(Set exercise): Check every line of the material below for the string "components", and return the ones that have it.

● ● ● ●

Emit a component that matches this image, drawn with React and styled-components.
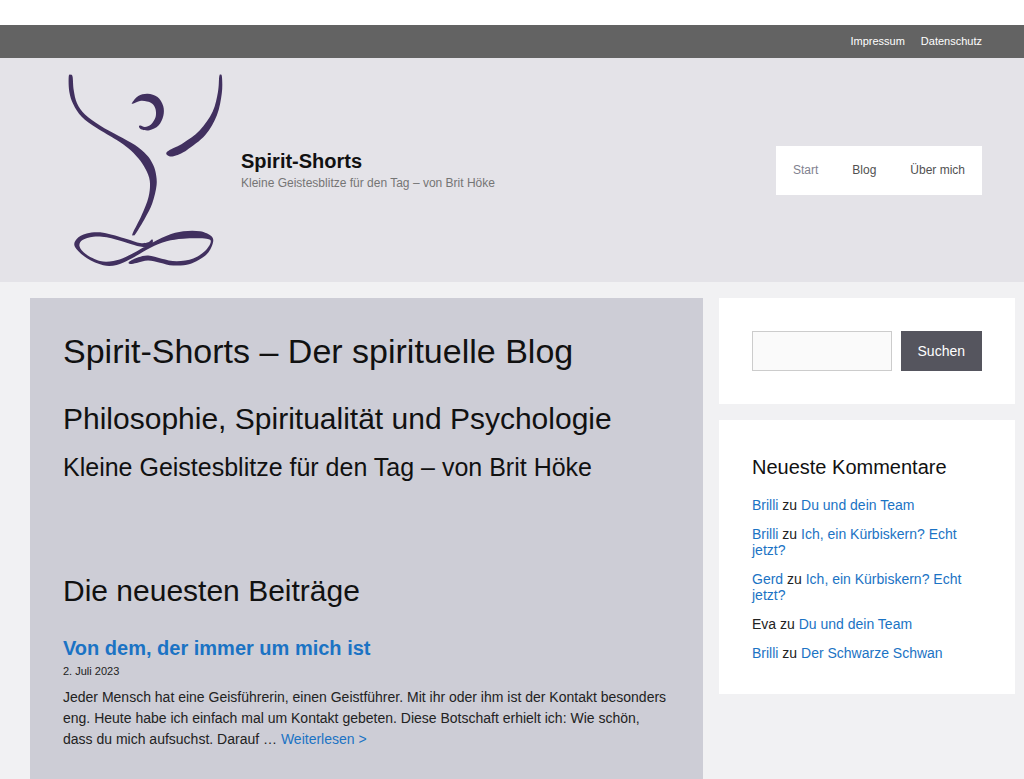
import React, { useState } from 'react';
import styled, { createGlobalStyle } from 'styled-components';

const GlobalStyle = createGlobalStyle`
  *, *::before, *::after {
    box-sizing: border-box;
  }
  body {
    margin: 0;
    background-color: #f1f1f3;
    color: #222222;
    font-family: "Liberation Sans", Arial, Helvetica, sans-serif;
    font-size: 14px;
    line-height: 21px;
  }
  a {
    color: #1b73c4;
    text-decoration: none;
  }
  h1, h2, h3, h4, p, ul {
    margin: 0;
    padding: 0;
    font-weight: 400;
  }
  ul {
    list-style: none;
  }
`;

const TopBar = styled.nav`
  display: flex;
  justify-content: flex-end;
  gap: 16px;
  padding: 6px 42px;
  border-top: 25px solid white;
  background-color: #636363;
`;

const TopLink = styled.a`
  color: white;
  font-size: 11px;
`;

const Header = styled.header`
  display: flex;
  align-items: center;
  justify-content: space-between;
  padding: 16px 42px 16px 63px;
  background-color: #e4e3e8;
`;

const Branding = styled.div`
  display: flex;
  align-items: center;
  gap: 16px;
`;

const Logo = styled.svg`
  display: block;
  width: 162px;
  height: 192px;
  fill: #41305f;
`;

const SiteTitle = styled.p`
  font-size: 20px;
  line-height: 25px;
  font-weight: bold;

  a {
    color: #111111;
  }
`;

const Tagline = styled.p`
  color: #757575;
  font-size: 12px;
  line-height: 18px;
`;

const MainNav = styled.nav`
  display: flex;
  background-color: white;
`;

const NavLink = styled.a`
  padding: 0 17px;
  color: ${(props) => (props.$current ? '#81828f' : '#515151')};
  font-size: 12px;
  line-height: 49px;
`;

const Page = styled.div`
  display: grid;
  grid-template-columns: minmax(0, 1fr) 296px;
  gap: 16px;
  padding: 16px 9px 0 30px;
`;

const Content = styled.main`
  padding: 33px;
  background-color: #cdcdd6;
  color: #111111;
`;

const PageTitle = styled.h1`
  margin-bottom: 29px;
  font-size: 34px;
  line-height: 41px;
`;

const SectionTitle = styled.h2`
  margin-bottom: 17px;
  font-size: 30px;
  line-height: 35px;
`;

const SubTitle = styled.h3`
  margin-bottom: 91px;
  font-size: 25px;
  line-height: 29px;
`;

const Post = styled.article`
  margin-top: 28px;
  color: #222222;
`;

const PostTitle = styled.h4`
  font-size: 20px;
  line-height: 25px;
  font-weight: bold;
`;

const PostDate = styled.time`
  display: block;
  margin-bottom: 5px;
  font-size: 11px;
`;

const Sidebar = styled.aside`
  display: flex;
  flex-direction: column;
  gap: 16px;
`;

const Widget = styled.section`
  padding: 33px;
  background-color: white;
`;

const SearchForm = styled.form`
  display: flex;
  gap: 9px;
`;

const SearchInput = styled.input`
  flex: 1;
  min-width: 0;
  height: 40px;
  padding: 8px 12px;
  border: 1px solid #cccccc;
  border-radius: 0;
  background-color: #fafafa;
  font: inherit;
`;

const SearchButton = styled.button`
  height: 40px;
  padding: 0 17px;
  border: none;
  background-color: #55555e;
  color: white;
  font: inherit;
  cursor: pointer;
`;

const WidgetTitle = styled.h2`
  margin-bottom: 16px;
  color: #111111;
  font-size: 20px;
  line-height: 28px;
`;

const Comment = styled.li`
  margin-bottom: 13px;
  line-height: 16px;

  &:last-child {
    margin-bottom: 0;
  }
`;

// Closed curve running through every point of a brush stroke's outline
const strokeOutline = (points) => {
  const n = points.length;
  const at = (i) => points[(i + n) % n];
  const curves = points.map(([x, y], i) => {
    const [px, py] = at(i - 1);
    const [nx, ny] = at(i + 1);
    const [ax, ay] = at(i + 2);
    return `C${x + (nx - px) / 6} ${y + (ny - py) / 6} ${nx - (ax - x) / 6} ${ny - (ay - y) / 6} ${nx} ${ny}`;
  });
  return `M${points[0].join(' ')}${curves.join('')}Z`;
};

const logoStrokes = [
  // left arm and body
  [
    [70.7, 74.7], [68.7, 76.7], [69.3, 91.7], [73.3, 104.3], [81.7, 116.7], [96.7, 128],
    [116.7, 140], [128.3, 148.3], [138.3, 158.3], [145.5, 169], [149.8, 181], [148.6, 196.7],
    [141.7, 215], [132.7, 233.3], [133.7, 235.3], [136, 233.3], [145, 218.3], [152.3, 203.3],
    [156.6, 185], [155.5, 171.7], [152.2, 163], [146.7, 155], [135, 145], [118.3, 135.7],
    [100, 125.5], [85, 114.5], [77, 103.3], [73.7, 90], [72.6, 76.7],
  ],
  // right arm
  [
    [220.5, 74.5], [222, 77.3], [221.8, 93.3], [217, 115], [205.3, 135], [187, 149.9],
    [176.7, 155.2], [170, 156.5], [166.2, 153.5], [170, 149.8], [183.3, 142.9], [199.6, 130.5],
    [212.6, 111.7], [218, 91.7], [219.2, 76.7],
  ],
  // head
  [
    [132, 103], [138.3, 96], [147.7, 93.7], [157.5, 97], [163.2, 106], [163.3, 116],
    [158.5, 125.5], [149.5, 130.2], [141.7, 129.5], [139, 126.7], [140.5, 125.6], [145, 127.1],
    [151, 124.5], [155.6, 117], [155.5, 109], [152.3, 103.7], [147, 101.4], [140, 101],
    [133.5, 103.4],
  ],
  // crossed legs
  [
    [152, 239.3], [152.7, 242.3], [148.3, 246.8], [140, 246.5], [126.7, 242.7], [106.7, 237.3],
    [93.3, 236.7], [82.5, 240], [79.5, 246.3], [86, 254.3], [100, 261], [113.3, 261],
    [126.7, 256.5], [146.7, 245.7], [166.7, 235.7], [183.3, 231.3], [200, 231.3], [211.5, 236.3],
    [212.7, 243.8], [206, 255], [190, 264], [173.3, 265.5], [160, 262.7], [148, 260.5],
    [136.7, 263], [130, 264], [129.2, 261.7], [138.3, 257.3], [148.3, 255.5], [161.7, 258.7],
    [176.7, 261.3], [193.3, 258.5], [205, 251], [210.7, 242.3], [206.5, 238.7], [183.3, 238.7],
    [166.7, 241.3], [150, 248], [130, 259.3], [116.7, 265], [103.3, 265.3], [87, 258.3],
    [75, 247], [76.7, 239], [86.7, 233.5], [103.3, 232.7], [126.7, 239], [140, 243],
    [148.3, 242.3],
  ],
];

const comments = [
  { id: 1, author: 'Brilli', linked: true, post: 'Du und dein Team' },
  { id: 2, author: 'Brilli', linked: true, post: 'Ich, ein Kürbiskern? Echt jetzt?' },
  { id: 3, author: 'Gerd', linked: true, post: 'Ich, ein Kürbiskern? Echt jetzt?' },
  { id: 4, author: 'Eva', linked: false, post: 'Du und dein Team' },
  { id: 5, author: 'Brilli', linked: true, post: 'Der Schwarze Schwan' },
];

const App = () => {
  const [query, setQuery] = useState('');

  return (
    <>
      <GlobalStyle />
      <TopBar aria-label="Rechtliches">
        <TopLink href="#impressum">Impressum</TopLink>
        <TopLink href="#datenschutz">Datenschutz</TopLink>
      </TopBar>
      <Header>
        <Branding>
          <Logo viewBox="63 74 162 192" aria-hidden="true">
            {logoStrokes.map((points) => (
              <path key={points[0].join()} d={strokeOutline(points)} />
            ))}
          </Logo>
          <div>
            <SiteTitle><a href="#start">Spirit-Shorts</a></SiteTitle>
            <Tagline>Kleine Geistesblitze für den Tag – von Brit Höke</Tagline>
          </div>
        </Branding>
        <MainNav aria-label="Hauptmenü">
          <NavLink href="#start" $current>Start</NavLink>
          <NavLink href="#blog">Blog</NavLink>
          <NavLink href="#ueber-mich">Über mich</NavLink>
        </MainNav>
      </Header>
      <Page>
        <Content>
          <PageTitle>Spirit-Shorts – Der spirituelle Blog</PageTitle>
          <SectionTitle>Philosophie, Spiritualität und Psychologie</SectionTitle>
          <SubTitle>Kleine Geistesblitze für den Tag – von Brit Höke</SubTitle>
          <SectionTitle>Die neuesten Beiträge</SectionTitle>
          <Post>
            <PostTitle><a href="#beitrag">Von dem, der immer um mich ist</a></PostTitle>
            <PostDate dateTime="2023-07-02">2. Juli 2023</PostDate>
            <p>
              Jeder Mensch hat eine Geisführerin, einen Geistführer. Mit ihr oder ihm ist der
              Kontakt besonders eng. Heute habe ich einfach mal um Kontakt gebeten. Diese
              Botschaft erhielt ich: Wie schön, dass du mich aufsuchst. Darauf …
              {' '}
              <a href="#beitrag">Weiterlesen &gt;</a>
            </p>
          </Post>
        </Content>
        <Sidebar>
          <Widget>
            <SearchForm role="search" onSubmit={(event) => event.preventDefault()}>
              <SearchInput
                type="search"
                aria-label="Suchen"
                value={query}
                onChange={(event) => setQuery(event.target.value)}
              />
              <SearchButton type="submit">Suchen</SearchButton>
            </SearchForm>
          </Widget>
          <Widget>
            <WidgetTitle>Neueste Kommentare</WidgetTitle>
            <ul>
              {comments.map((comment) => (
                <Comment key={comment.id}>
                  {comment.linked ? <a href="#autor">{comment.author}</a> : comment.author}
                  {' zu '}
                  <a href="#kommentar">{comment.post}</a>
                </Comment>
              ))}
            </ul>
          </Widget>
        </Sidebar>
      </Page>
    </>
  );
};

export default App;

● ● ● ●

(Solution for this task):
Emit a component that matches this image, drawn with React and styled-components.
import styled, { createGlobalStyle } from 'styled-components';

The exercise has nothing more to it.